Chi rappresenta davvero il fronte pro-Palestina a San Marino?

Un punto che viene accuratamente evitato nel dibattito è questo: chi parla davvero a nome del fronte pro-Palestina a San Marino? Quali e quanti cittadini sono impegnati in questo ”collettivo”? E chi sono?

Non esiste un’associazione formalmente riconosciuta, non esiste uno statuto, non esiste un elenco di aderenti, non esiste una rappresentanza eletta. Esiste un collettivo informale, che si presenta nello spazio pubblico attraverso comunicati, iniziative e prese di posizione mediatiche, ma senza alcuna responsabilità giuridica o politica formalizzata.

I volti che emergono sono sempre gli stessi: attivisti, simpatizzanti e soggetti politicamente collocati nell’area della sinistra radicale, spesso già noti per battaglie ideologiche su altri temi e non certo rappresentativi della maggioranza silenziosa del Paese. Alcuni di questi soggetti non risultano nemmeno cittadini sammarinesi, ma partecipano comunque al dibattito interno come se ne avessero titolo politico diretto.

Questo non è illegittimo sul piano dell’opinione. Diventa però gravissimo sul piano democratico quando un gruppo non censito, non rappresentativo e non responsabile riesce a influenzare decisioni di Stato che comportano spesa pubblica, effetti sociali e potenziali rischi per la sicurezza, senza che sia mai chiaro chi risponde di quelle scelte nel tempo.

In altre parole: non sappiamo quanti siano, non sappiamo chi siano tutti, non sappiamo chi rappresentino, ma sappiamo che le conseguenze delle decisioni ottenute non ricadranno su di loro, bensì sull’intera collettività sammarinese. L’ho chiesto in una mail dove non ho ricevuto risposta.
È questa squilibrio tra chi spinge e chi paga il vero vulnus democratico di tutta l’operazione.

Non è in discussione la compassione individuale, né il diritto di ciascuno a esprimere solidarietà.
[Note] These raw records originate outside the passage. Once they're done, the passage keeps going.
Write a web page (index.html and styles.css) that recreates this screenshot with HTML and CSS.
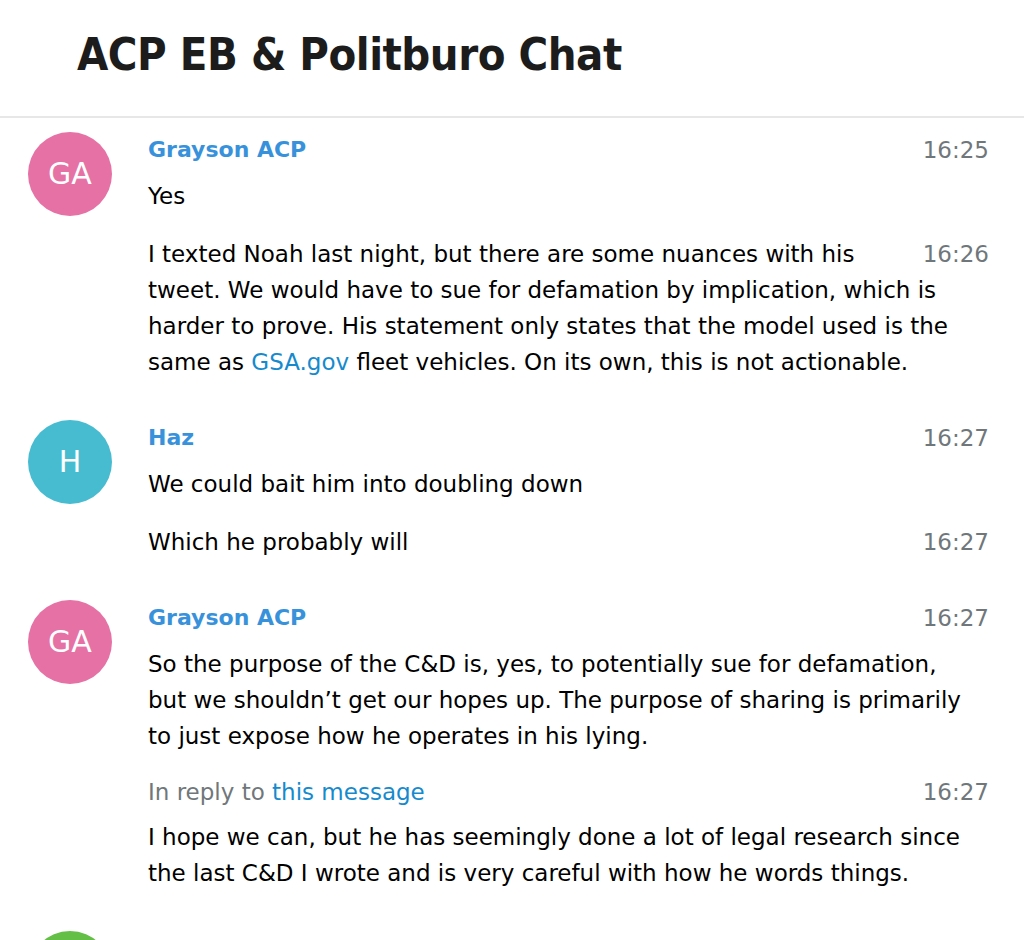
FILE: index.html
```html
<!DOCTYPE html>
<html lang="en">
<head>
  <meta charset="UTF-8">
  <title>ACP EB &amp; Politburo Chat</title>
  <link rel="stylesheet" href="styles.css">
</head>
<body>
  <div class="page_header">
    <div class="text">ACP EB &amp; Politburo Chat</div>
  </div>

  <div class="history">
    <div class="message default">
      <div class="userpic userpic6">GA</div>
      <div class="body">
        <div class="date">16:25</div>
        <div class="from_name">Grayson ACP</div>
        <div class="text">Yes</div>
      </div>
    </div>

    <div class="message joined">
      <div class="body">
        <div class="date">16:26</div>
        <div class="text">I texted Noah last night, but there are some nuances with his tweet. We would have to sue for defamation by implication, which is harder to prove. His statement only states that the model used is the same as <a href="http://GSA.gov">GSA.gov</a> fleet vehicles. On its own, this is not actionable.</div>
      </div>
    </div>

    <div class="message default">
      <div class="userpic userpic7">H</div>
      <div class="body">
        <div class="date">16:27</div>
        <div class="from_name">Haz</div>
        <div class="text">We could bait him into doubling down</div>
      </div>
    </div>

    <div class="message joined">
      <div class="body">
        <div class="date">16:27</div>
        <div class="text">Which he probably will</div>
      </div>
    </div>

    <div class="message default">
      <div class="userpic userpic6">GA</div>
      <div class="body">
        <div class="date">16:27</div>
        <div class="from_name">Grayson ACP</div>
        <div class="text">So the purpose of the C&amp;D is, yes, to potentially sue for defamation, but we shouldn’t get our hopes up. The purpose of sharing is primarily to just expose how he operates in his lying.</div>
      </div>
    </div>

    <div class="message joined">
      <div class="body">
        <div class="date">16:27</div>
        <div class="reply_to">In reply to <a href="#go_to_message">this message</a></div>
        <div class="text">I hope we can, but he has seemingly done a lot of legal research since the last C&amp;D I wrote and is very careful with how he words things.</div>
      </div>
    </div>

    <div class="message default">
      <div class="userpic userpic2"></div>
      <div class="body"></div>
    </div>
  </div>
</body>
</html>
```

FILE: styles.css
```css
body {
  margin: 0;
  background: #fff;
  color: #000;
  font-family: "DejaVu Sans", "Lucida Grande", sans-serif;
  font-size: 23px;
  line-height: 36px;
}
a {
  color: #168acd;
  text-decoration: none;
}
.page_header {
  padding: 28px 77px 34px;
  border-bottom: 2px solid #e7e7e7;
}
.page_header .text {
  font-family: "DejaVu Sans Condensed", "DejaVu Sans", sans-serif;
  font-stretch: condensed;
  font-size: 45px;
  line-height: 54px;
  font-weight: bold;
  letter-spacing: -0.5px;
  color: #1c1c1c;
}
.history {
  padding: 14px 35px 0 28px;
}
.message {
  display: flow-root;
}
.message.default {
  margin-top: 40px;
}
.message.default:first-child {
  margin-top: 0;
}
.message.joined {
  margin-top: 20px;
}
.userpic {
  float: left;
  width: 84px;
  height: 84px;
  border-radius: 50%;
  color: #fff;
  font-size: 30px;
  line-height: 84px;
  text-align: center;
}
.userpic2 { background: #64bf47; }
.userpic6 { background: #e671a5; }
.userpic7 { background: #47bcd1; }
.body {
  margin-left: 120px;
}
.date {
  float: right;
  padding-left: 10px;
  color: #70777b;
}
.from_name {
  margin-bottom: 10px;
  font-size: 22px;
  font-weight: bold;
  color: #3892db;
}
.text {
  padding-right: 9px;
}
.reply_to {
  margin-bottom: 9px;
  color: #70777b;
}
```
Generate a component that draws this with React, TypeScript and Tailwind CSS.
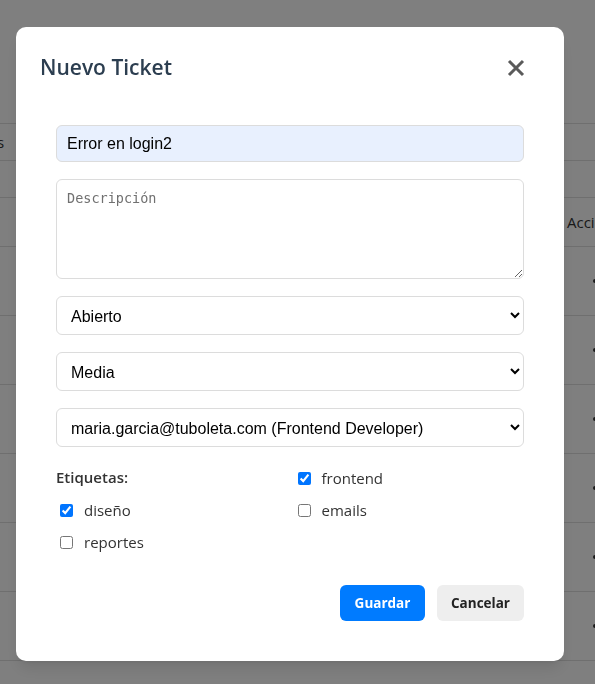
import { useState } from 'react';

const tags = [
    { name: 'frontend', checked: true },
    { name: 'diseño', checked: true },
    { name: 'emails', checked: false },
    { name: 'reportes', checked: false },
];

const BackgroundTable = () => {
    const rows = [0, 1, 2, 3, 4, 5];
    return (
        <div className="min-h-screen w-full bg-white pt-[123px] font-['Open_Sans',sans-serif] text-[#333]">
            <div className="flex h-[38px] items-center border-y border-[#dedede] text-[15px]">
                <span className="-ml-[3px]">s</span>
            </div>
            <div className="h-[37px] border-b border-[#dedede]" />
            <div className="flex h-[49px] items-center justify-end border-b border-[#dedede] text-[15px]">
                <span className="-mr-[12px] w-[40px]">Acciones</span>
            </div>
            {rows.map((r) => (
                <div key={r} className="flex h-[69px] items-center justify-end border-b border-[#dedede]">
                    <span className="mr-[-2px] h-[4px] w-[4px] rounded-full bg-[#333]" />
                </div>
            ))}
        </div>
    );
};

const CloseIcon = () => (
    <svg width="18" height="18" viewBox="0 0 18 18" fill="none" stroke="#5a5a5a" strokeWidth="3" strokeLinecap="butt">
        <path d="M2 2L16 16M16 2L2 16" />
    </svg>
);

const App = () => {
    const [title, setTitle] = useState('Error en login2');
    const [checked, setChecked] = useState<Record<string, boolean>>(
        Object.fromEntries(tags.map((t) => [t.name, t.checked]))
    );

    const fieldBase = "block w-full rounded-[6px] border border-[#dcdcdc] px-[10px] font-['Liberation_Sans',Arial,sans-serif] text-base text-black outline-none";

    return (
        <div className="relative h-[684px] overflow-hidden">
            <BackgroundTable />
            <div className="fixed inset-0 bg-black/50">
                <div className="ml-[16px] mt-[27px] h-[634px] w-[548px] rounded-[10px] bg-white p-6 font-['Open_Sans',sans-serif] shadow-lg">
                    <div className="flex h-[34px] items-center justify-between">
                        <h2 className="text-[21px] font-semibold text-[#2c3e50]">Nuevo Ticket</h2>
                        <button className="mr-[15px] flex items-center justify-center">
                            <CloseIcon />
                        </button>
                    </div>
                    <form className="mt-[24px] p-4" onSubmit={(e) => e.preventDefault()}>
                        <input
                            type="text"
                            value={title}
                            onChange={(e) => setTitle(e.target.value)}
                            className={`${fieldBase} h-[37px] bg-[#e8f0fe]`}
                        />
                        <textarea
                            placeholder="Descripción"
                            className="mt-[17px] block h-[100px] w-full rounded-[6px] border border-[#dcdcdc] px-[10px] py-[8px] font-['DejaVu_Sans_Mono',monospace] text-[13.5px] outline-none placeholder:text-[#707070]"
                        />
                        <select defaultValue="abierto" className={`${fieldBase} mt-[17px] h-[39px] bg-white pt-[1px]`}>
                            <option value="abierto">Abierto</option>
                            <option value="progreso">En progreso</option>
                            <option value="cerrado">Cerrado</option>
                        </select>
                        <select defaultValue="media" className={`${fieldBase} mt-[17px] h-[39px] bg-white pt-[1px]`}>
                            <option value="baja">Baja</option>
                            <option value="media">Media</option>
                            <option value="alta">Alta</option>
                        </select>
                        <select defaultValue="maria" className={`${fieldBase} mt-[17px] h-[39px] bg-white pt-[1px]`}>
                            <option value="maria">maria.garcia@tuboleta.com (Frontend Developer)</option>
                        </select>

                        <div className="mt-[20px] grid grid-cols-2 gap-x-[7px] gap-y-[11px] text-[15px] text-[#333]">
                            <div className="h-[21px] font-semibold leading-[21px]">Etiquetas:</div>
                            {tags.map((t) => (
                                <label key={t.name} className="flex h-[21px] items-center pt-[1px]">
                                    <input
                                        type="checkbox"
                                        checked={checked[t.name]}
                                        onChange={() => setChecked({ ...checked, [t.name]: !checked[t.name] })}
                                        className="ml-1 h-[13px] w-[13px]"
                                    />
                                    <span className="ml-[11px]">{t.name}</span>
                                </label>
                            ))}
                        </div>

                        <div className="mt-[33px] flex justify-end gap-3">
                            <button type="submit" className="h-[36px] w-[85px] rounded-[6px] bg-[#007bff] text-[13.5px] font-bold text-white">
                                Guardar
                            </button>
                            <button type="button" className="h-[36px] w-[87px] rounded-[6px] bg-[#eeeeee] text-[13.5px] font-bold text-[#222]">
                                Cancelar
                            </button>
                        </div>
                    </form>
                </div>
            </div>
        </div>
    );
};

export default App;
È in discussione chi decide, con quale legittimazione e a carico di chi. Perché qui non siamo davanti a un gesto simbolico, ma a una scelta strutturale che crea costi, apre precedenti e innesca dinamiche che nessuno potrà più governare.

Quando una minoranza militante riesce a imporre allo Stato una decisione che poi pagano tutti, non è solidarietà. È uno scarto di responsabilità. Chi spinge non risponde, chi paga non decide. E questo, in una Repubblica piccola e fragile, è un problema politico serio, non un dettaglio.

Se la politica vuole fare atti di coscienza, lo faccia a titolo personale.

Se usa lo Stato, allora accetti il confronto, la trasparenza dei costi e il controllo democratico. Tutto il resto è propaganda emotiva.

San Marino non può permettersi decisioni irreversibili prese sull’onda ideologica del momento. Perché quando l’emergenza passa, le conseguenze restano. E a restare, come sempre, non saranno quelli che oggi applaudono, ma i sammarinesi.